Posted - 2011-04-04 : 14:40:48
One piece of optimization I would recommend is to make the select statement a stored procedure. I don't know how you are calling the database from you app, but don't hard code the select statement in your app source code. Instead, delcare a stored procedure and put the select in that.
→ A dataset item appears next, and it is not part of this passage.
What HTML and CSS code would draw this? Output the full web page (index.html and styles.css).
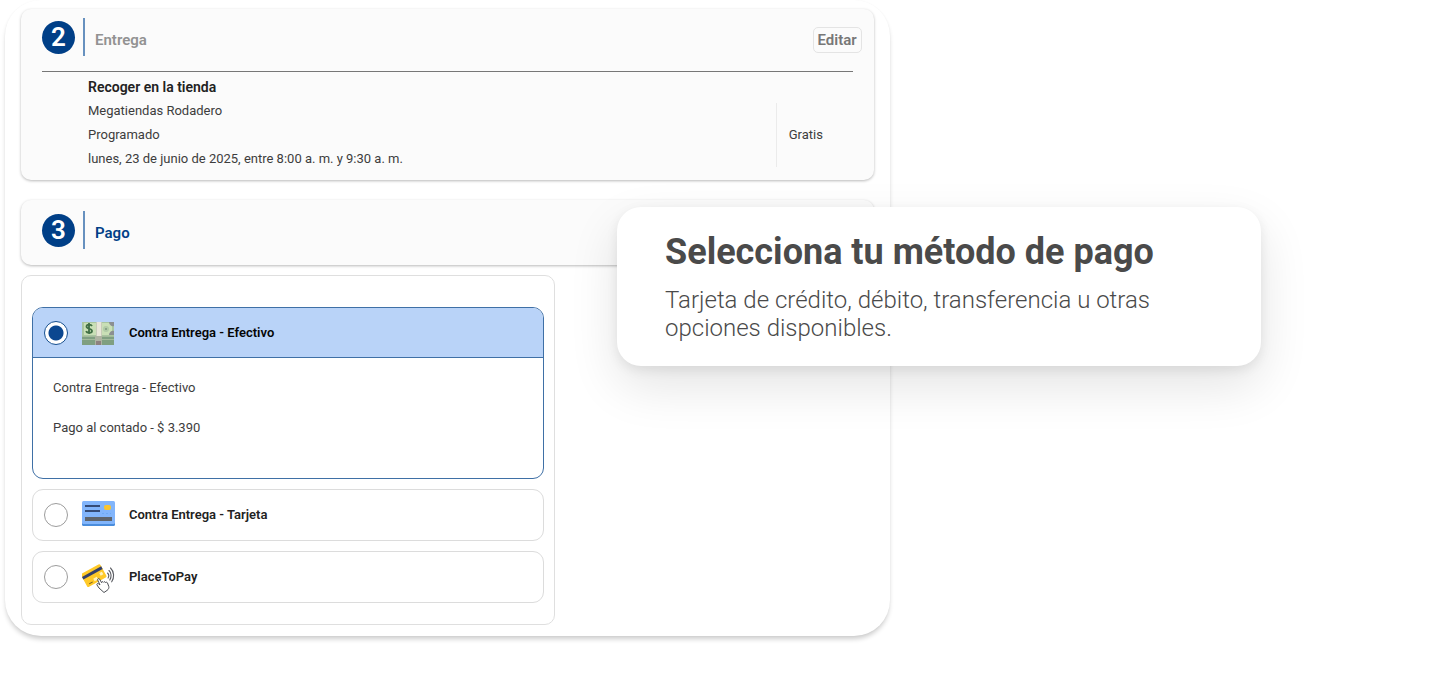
FILE: index.html
```html
<!DOCTYPE html>
<html lang="es">
<head>
<meta charset="utf-8">
<meta name="viewport" content="width=device-width, initial-scale=1">
<title>Método de pago</title>
<link rel="stylesheet" href="styles.css">
</head>
<body>
<main class="stage">
  <div class="panel">
    <section class="card card-delivery">
      <header class="card-head">
        <span class="step">2</span>
        <h2 class="card-title muted">Entrega</h2>
        <button class="edit" type="button">Editar</button>
      </header>
      <div class="delivery">
        <div class="delivery-info">
          <h3 class="delivery-title">Recoger en la tienda</h3>
          <p>Megatiendas Rodadero</p>
          <p>Programado</p>
          <p>lunes, 23 de junio de 2025, entre 8:00 a. m. y 9:30 a. m.</p>
        </div>
        <p class="delivery-cost">Gratis</p>
      </div>
    </section>

    <section class="card card-payment">
      <header class="card-head">
        <span class="step">3</span>
        <h2 class="card-title">Pago</h2>
      </header>
    </section>

    <form class="methods">
      <div class="method selected">
        <label class="method-head" for="cash">
          <input class="radio" type="radio" name="method" id="cash" checked>
          <svg class="icon" viewBox="0 0 33 33" aria-hidden="true">
            <path fill="#7f9f81" d="M0 18h32v11H0z"/>
            <path fill="#a3b99b" d="M0 20h32v1H0zM0 23h32v1H0z"/>
            <path fill="#a9c5a0" d="M0 6h32v14H0z"/>
            <path fill="#c9dfb6" d="M2 7h28v12H2z"/>
            <circle cx="24" cy="13" r="3" fill="#b1cba7"/>
            <path fill="#8b8f91" d="M27 6h5v4a4 4 0 0 1-5-4zM32 15v4h-5a4 4 0 0 1 5-4z"/>
            <circle cx="24" cy="13" r="1" fill="#7e967d"/>
            <path d="M10 10c-1-2-5.500-2-5.500.5 0 3 5.500 1.500 5.500 4.500 0 2.500-5 2.500-6 .2M7 7v11" fill="none" stroke="#406f45" stroke-width="1.800"/>
            <path fill="#e8e6d8" d="M14 6h6v14h-6z"/>
            <path fill="#c7cbb8" d="M14 6h1v14h-1zM19 6h1v14h-1z"/>
            <path fill="#aeb3a2" d="M13 20h7v9h-7z"/>
            <path fill="#8d817f" d="M14 25h5v4h-5z"/>
          </svg>
          <span class="method-name">Contra Entrega - Efectivo</span>
        </label>
        <div class="method-body">
          <p>Contra Entrega - Efectivo</p>
          <p>Pago al contado - $ 3.390</p>
        </div>
      </div>

      <div class="method">
        <label class="method-head" for="card">
          <input class="radio" type="radio" name="method" id="card">
          <svg class="icon" viewBox="0 0 33 33" aria-hidden="true">
            <rect x="0" y="4" width="33" height="23" rx="1.500" fill="#4a8ddc"/>
            <rect x="0" y="2" width="33" height="23" rx="1.500" fill="#82b5fb"/>
            <path fill="#354b76" d="M3 6h15v2H3zM3 11h15v2H3z"/>
            <rect x="22" y="6" width="7" height="5" rx="2" fill="#fbc52d"/>
            <path fill="#6eaaf4" d="M20 14h2v1h-2zM24 14h2v1h-2zM28 14h1v1h-1z"/>
            <path fill="#5f646b" d="M3 18h27v4H3z"/>
          </svg>
          <span class="method-name">Contra Entrega - Tarjeta</span>
        </label>
      </div>

      <div class="method">
        <label class="method-head" for="placetopay">
          <input class="radio" type="radio" name="method" id="placetopay">
          <svg class="icon" viewBox="0 0 33 33" aria-hidden="true">
            <g transform="rotate(-29 12 15)">
              <rect x="1" y="7" width="22" height="15" rx="1.500" fill="#ffc928"/>
              <path fill="#35406a" d="M1 10h22v3H1z"/>
              <path fill="#fff2bd" d="M10 17h4v3h-4zM18 15h3v3h-3z"/>
              <path fill="#76601f" d="M4 19h4v1H4z"/>
            </g>
            <path d="M17 27l-2-3c-.6-1.200.7-2 1.600-1.200l1.400 1.200-2.300-5c-.5-1.300 1.300-2.100 2-.8l1.800 3.400c.2-1 1.500-1.300 2-.3.500-.8 1.600-.8 2 .2.600-.6 1.700-.3 2 .5l1.300 3.500c.4 1.400-.4 2.900-1.600 3.800L22 31.500z" fill="#fff" stroke="#4c4f55" stroke-width="1"/>
            <path d="M25.500 12c1.300 1.200 1.500 3.500.6 5M27 9.500c2.500 2.400 2.700 6.500.8 9.500M28.500 7c3.800 3.700 4 9.500 1.200 13.800" fill="none" stroke="#5b5d63" stroke-width="1.100" stroke-linecap="round"/>
          </svg>
          <span class="method-name">PlaceToPay</span>
        </label>
      </div>
    </form>
  </div>

  <aside class="callout">
    <h1 class="callout-title">Selecciona tu método de pago</h1>
    <p class="callout-text">Tarjeta de crédito, débito, transferencia u otras opciones disponibles.</p>
  </aside>
</main>
</body>
</html>
```
FILE: styles.css
```css
* {
  box-sizing: border-box;
}

body {
  margin: 0;
  background: #fff;
  color: #3d3d3d;
  font-family: Roboto, "Liberation Sans", sans-serif;
  font-size: 13px;
  line-height: 24px;
}

h1, h2, h3, p {
  margin: 0;
}

.stage {
  position: relative;
  padding: 0 5px 48px;
}

.panel {
  width: 62.3%;
  padding: 9px 16px 11px;
  border-radius: 36px;
  background: #fff;
  box-shadow: 0 4px 5px -1px rgba(0, 0, 0, 0.2), 0 0 2px rgba(0, 0, 0, 0.04);
}

.card {
  padding: 9px 12px 9px 21px;
  border-radius: 10px;
  background: #fbfbfb;
  box-shadow: 0 1px 3px rgba(0, 0, 0, 0.28);
}

.card-delivery {
  margin-bottom: 20px;
}

.card-payment {
  margin-bottom: 10px;
  padding-top: 11px;
  padding-bottom: 16px;
}

.card-head {
  display: flex;
  align-items: center;
  gap: 8px;
}

.step {
  display: grid;
  place-items: center;
  width: 33px;
  height: 33px;
  border-radius: 50%;
  background: #003f87;
  color: #fff;
  font-size: 26px;
  font-weight: 600;
}

.card-title {
  padding: 10px 0 4px 10px;
  border-left: 2px solid #6791bf;
  color: #003f87;
  font-size: 15px;
  font-weight: 600;
}

.card-title.muted {
  color: #929292;
}

.edit {
  margin: 6px 0 0 auto;
  padding: 0 4px;
  border: 1px solid #e4e4e4;
  border-radius: 5px;
  background: #fbfbfb;
  color: #777;
  font: inherit;
  font-size: 15px;
  font-weight: 600;
}

.delivery {
  display: flex;
  align-items: flex-end;
  margin: 15px 9px 0 0;
  padding-left: 46px;
  border-top: 1px solid #777;
}

.delivery-info {
  flex: 1;
  padding-top: 3px;
}

.delivery-title {
  color: #222;
  font-size: 14px;
  font-weight: 600;
}

.delivery-cost {
  width: 77px;
  margin-bottom: 4px;
  padding: 20px 0 20px 12px;
  border-left: 1px solid #ebebeb;
}

.methods {
  display: grid;
  gap: 10px;
  width: 62.6%;
  padding: 31px 10px 21px;
  border: 1px solid #dfdfdf;
  border-radius: 10px;
}

.method {
  border: 1px solid #dcdcdc;
  border-radius: 11px;
  overflow: hidden;
}

.method-head {
  display: flex;
  align-items: center;
  height: 50px;
  padding-left: 11px;
  color: #222;
  font-weight: 600;
  cursor: pointer;
}

.method.selected {
  border-color: #3f70a6;
}

.selected .method-head {
  border-bottom: 1px solid #3f70a6;
  background: #b9d3f8;
  color: #050505;
}

.radio {
  appearance: none;
  width: 24px;
  height: 24px;
  margin: 0 14px 0 0;
  border: 1px solid #9c9c9c;
  border-radius: 50%;
  background: #fff;
}

.radio:checked {
  border-color: #175090;
  background: radial-gradient(circle, #0b4790 7px, #fff 8px);
}

.icon {
  width: 33px;
  height: 33px;
  margin-right: 14px;
}

.method-body {
  display: grid;
  gap: 16px;
  padding: 18px 20px 38px;
}

.callout {
  position: absolute;
  top: 207px;
  left: 43.15%;
  width: 644px;
  max-width: 55%;
  padding: 23px 48px 24px;
  border-radius: 24px;
  background: #fff;
  color: #4a4a4a;
  box-shadow: 0 20px 50px rgba(0, 0, 0, 0.11), 0 4px 12px rgba(0, 0, 0, 0.08);
}

.callout-title {
  margin-bottom: 12px;
  font-size: 36px;
  font-weight: 700;
  line-height: 44px;
}

.callout-text {
  font-size: 24px;
  font-weight: 300;
  line-height: 28px;
}
```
Then call the stored procedure from your app.

Hey, it compiles.
Go to Top of Page

laailalalaa
Yak Posting Veteran

57 Posts

Posted - 2011-04-04 : 14:46:04
it's already a stored procedure.
actually i was wondering whether the query could be rewritten in a more efficient manner and/or what are the best indexes to create on the table (i tried some, but the execution time is roughly the same).
Go to Top of Page

robvolk
Most Valuable Yak

15732 Posts

Posted - 2011-04-04 : 14:47:00
There's also:

SELECT a, b, c, Count(DISTINCT d) FROM T
WHERE Interval BETWEEN I1 AND I2 AND Type = typeValue
GROUP BY a,b,c
Go to Top of Page

Seventhnight
Master Smack Fu Yak Hacker

2878 Posts

Posted - 2011-04-04 : 14:48:09
Create an index on (a, b, c, d)
and/or
Create an index on (Type, Interval, a, b, c, d)

or possibly

Create an index on (a, b, c)
and/or
Create an index on (Type, Interval, a, b, c)


What have you tried?

Corey

I Has Returned!!
Go to Top of Page

laailalalaa
Yak Posting Veteran

57 Posts

Posted - 2011-04-04 : 14:50:52
thanks, robvolk, it does look nicer, but the exec time is the same. i think the key to the problem lies in defining proper indexes. anyone good at this?

thank u

quote:
Originally posted by robvolk

There's also:

SELECT a, b, c, Count(DISTINCT d) FROM T
WHERE Interval BETWEEN I1 AND I2 AND Type = typeValue
GROUP BY a,b,c


Go to Top of Page

Sachin.Nand

2937 Posts

Posted - 2011-04-04 : 15:20:58
If you are going to use robovolk query create a single non clustered covering index on I1,I2,Type which includes columns(a,b,c,d)

PBUH

Go to Top of Page

laailalalaa
Yak Posting Veteran

57 Posts

Posted - 2011-04-04 : 15:29:13
thanks, seventhnight,

i got the following results:

Clustered on (a,b,c,d) - 15 seconds
Clustered on (Type, Interval, a, b, c, d) - 45 secs
Nonclustered on (a,b,c,d) and nonclust on (Type, Interval, a,b,c,d) - 35 secs
... other combinations give over 40 seconds exec time...
(i have tried much more rudimentary indexes than yours)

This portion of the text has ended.